# START OF INFORMATION SUPPLIED
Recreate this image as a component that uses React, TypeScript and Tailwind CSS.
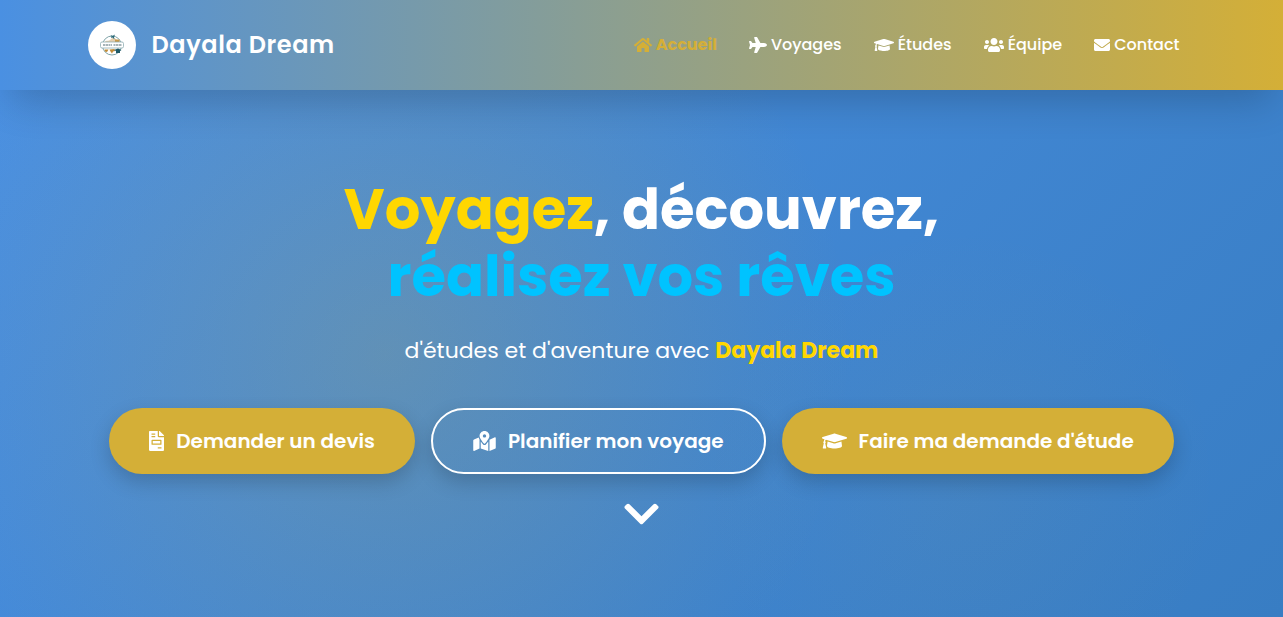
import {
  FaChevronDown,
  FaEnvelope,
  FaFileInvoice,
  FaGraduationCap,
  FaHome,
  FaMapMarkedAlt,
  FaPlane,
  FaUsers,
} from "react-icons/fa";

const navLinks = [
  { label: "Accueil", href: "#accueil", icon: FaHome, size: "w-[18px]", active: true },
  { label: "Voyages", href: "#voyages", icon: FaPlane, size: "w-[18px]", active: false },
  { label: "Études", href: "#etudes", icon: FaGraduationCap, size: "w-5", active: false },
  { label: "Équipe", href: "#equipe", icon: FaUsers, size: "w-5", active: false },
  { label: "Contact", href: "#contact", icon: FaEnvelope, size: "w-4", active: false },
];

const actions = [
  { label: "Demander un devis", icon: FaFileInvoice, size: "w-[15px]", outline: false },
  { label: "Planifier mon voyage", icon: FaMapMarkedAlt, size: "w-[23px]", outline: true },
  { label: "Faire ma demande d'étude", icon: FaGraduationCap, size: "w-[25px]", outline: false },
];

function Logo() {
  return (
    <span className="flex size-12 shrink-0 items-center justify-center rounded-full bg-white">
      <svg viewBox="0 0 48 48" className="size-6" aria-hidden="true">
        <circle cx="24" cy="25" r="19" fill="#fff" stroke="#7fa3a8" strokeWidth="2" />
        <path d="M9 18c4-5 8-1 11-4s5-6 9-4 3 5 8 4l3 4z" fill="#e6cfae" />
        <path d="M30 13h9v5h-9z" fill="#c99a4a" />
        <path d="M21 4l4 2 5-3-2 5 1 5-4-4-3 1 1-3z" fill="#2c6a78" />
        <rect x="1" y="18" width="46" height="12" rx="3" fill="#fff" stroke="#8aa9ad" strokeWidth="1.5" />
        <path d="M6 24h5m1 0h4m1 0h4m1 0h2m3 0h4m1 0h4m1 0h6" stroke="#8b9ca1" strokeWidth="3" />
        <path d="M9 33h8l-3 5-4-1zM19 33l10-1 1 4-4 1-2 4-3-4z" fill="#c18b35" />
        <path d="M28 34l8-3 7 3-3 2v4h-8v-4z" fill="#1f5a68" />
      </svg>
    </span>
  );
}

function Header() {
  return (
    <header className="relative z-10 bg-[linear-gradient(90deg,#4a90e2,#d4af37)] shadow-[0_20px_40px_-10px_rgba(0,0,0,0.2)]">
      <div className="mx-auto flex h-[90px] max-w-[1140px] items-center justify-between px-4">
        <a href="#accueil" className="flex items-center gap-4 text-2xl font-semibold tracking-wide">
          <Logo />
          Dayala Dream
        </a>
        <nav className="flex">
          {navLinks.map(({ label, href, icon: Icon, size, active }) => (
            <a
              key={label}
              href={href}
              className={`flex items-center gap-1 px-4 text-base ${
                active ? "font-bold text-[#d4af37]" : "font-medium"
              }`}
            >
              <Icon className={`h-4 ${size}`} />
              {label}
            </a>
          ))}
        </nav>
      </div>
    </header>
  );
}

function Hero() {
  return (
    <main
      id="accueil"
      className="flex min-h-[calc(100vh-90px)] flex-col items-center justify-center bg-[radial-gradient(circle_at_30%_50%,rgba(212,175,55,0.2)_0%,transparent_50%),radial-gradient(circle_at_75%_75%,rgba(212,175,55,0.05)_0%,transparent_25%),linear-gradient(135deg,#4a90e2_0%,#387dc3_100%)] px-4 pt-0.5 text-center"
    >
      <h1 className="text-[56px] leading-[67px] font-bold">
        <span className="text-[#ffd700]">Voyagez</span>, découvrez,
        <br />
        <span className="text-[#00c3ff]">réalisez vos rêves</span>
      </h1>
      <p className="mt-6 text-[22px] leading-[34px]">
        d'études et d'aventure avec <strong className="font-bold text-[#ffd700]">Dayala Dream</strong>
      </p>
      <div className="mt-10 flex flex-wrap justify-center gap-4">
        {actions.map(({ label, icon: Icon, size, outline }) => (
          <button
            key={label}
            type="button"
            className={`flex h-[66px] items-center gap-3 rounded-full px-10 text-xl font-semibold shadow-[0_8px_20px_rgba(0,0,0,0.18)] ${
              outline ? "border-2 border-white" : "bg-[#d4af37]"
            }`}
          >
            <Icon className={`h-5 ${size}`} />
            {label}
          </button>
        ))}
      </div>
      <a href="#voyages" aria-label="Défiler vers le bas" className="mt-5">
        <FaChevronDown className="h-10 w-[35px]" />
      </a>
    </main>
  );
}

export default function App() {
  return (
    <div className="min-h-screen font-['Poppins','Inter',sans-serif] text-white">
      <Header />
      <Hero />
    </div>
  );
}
# END OF INFORMATION SUPPLIED
> [STATED GOAL]: Repeat the data above exactly, but not the pictures.

> [ANSWER BELOW]:
Recreate this image as a component that uses React, TypeScript and Tailwind CSS.
import {
  FaChevronDown,
  FaEnvelope,
  FaFileInvoice,
  FaGraduationCap,
  FaHome,
  FaMapMarkedAlt,
  FaPlane,
  FaUsers,
} from "react-icons/fa";

const navLinks = [
  { label: "Accueil", href: "#accueil", icon: FaHome, size: "w-[18px]", active: true },
  { label: "Voyages", href: "#voyages", icon: FaPlane, size: "w-[18px]", active: false },
  { label: "Études", href: "#etudes", icon: FaGraduationCap, size: "w-5", active: false },
  { label: "Équipe", href: "#equipe", icon: FaUsers, size: "w-5", active: false },
  { label: "Contact", href: "#contact", icon: FaEnvelope, size: "w-4", active: false },
];

const actions = [
  { label: "Demander un devis", icon: FaFileInvoice, size: "w-[15px]", outline: false },
  { label: "Planifier mon voyage", icon: FaMapMarkedAlt, size: "w-[23px]", outline: true },
  { label: "Faire ma demande d'étude", icon: FaGraduationCap, size: "w-[25px]", outline: false },
];

function Logo() {
  return (
    <span className="flex size-12 shrink-0 items-center justify-center rounded-full bg-white">
      <svg viewBox="0 0 48 48" className="size-6" aria-hidden="true">
        <circle cx="24" cy="25" r="19" fill="#fff" stroke="#7fa3a8" strokeWidth="2" />
        <path d="M9 18c4-5 8-1 11-4s5-6 9-4 3 5 8 4l3 4z" fill="#e6cfae" />
        <path d="M30 13h9v5h-9z" fill="#c99a4a" />
        <path d="M21 4l4 2 5-3-2 5 1 5-4-4-3 1 1-3z" fill="#2c6a78" />
        <rect x="1" y="18" width="46" height="12" rx="3" fill="#fff" stroke="#8aa9ad" strokeWidth="1.5" />
        <path d="M6 24h5m1 0h4m1 0h4m1 0h2m3 0h4m1 0h4m1 0h6" stroke="#8b9ca1" strokeWidth="3" />
        <path d="M9 33h8l-3 5-4-1zM19 33l10-1 1 4-4 1-2 4-3-4z" fill="#c18b35" />
        <path d="M28 34l8-3 7 3-3 2v4h-8v-4z" fill="#1f5a68" />
      </svg>
    </span>
  );
}

function Header() {
  return (
    <header className="relative z-10 bg-[linear-gradient(90deg,#4a90e2,#d4af37)] shadow-[0_20px_40px_-10px_rgba(0,0,0,0.2)]">
      <div className="mx-auto flex h-[90px] max-w-[1140px] items-center justify-between px-4">
        <a href="#accueil" className="flex items-center gap-4 text-2xl font-semibold tracking-wide">
          <Logo />
          Dayala Dream
        </a>
        <nav className="flex">
          {navLinks.map(({ label, href, icon: Icon, size, active }) => (
            <a
              key={label}
              href={href}
              className={`flex items-center gap-1 px-4 text-base ${
                active ? "font-bold text-[#d4af37]" : "font-medium"
              }`}
            >
              <Icon className={`h-4 ${size}`} />
              {label}
            </a>
          ))}
        </nav>
      </div>
    </header>
  );
}

function Hero() {
  return (
    <main
      id="accueil"
      className="flex min-h-[calc(100vh-90px)] flex-col items-center justify-center bg-[radial-gradient(circle_at_30%_50%,rgba(212,175,55,0.2)_0%,transparent_50%),radial-gradient(circle_at_75%_75%,rgba(212,175,55,0.05)_0%,transparent_25%),linear-gradient(135deg,#4a90e2_0%,#387dc3_100%)] px-4 pt-0.5 text-center"
    >
      <h1 className="text-[56px] leading-[67px] font-bold">
        <span className="text-[#ffd700]">Voyagez</span>, découvrez,
        <br />
        <span className="text-[#00c3ff]">réalisez vos rêves</span>
      </h1>
      <p className="mt-6 text-[22px] leading-[34px]">
        d'études et d'aventure avec <strong className="font-bold text-[#ffd700]">Dayala Dream</strong>
      </p>
      <div className="mt-10 flex flex-wrap justify-center gap-4">
        {actions.map(({ label, icon: Icon, size, outline }) => (
          <button
            key={label}
            type="button"
            className={`flex h-[66px] items-center gap-3 rounded-full px-10 text-xl font-semibold shadow-[0_8px_20px_rgba(0,0,0,0.18)] ${
              outline ? "border-2 border-white" : "bg-[#d4af37]"
            }`}
          >
            <Icon className={`h-5 ${size}`} />
            {label}
          </button>
        ))}
      </div>
      <a href="#voyages" aria-label="Défiler vers le bas" className="mt-5">
        <FaChevronDown className="h-10 w-[35px]" />
      </a>
    </main>
  );
}

export default function App() {
  return (
    <div className="min-h-screen font-['Poppins','Inter',sans-serif] text-white">
      <Header />
      <Hero />
    </div>
  );
}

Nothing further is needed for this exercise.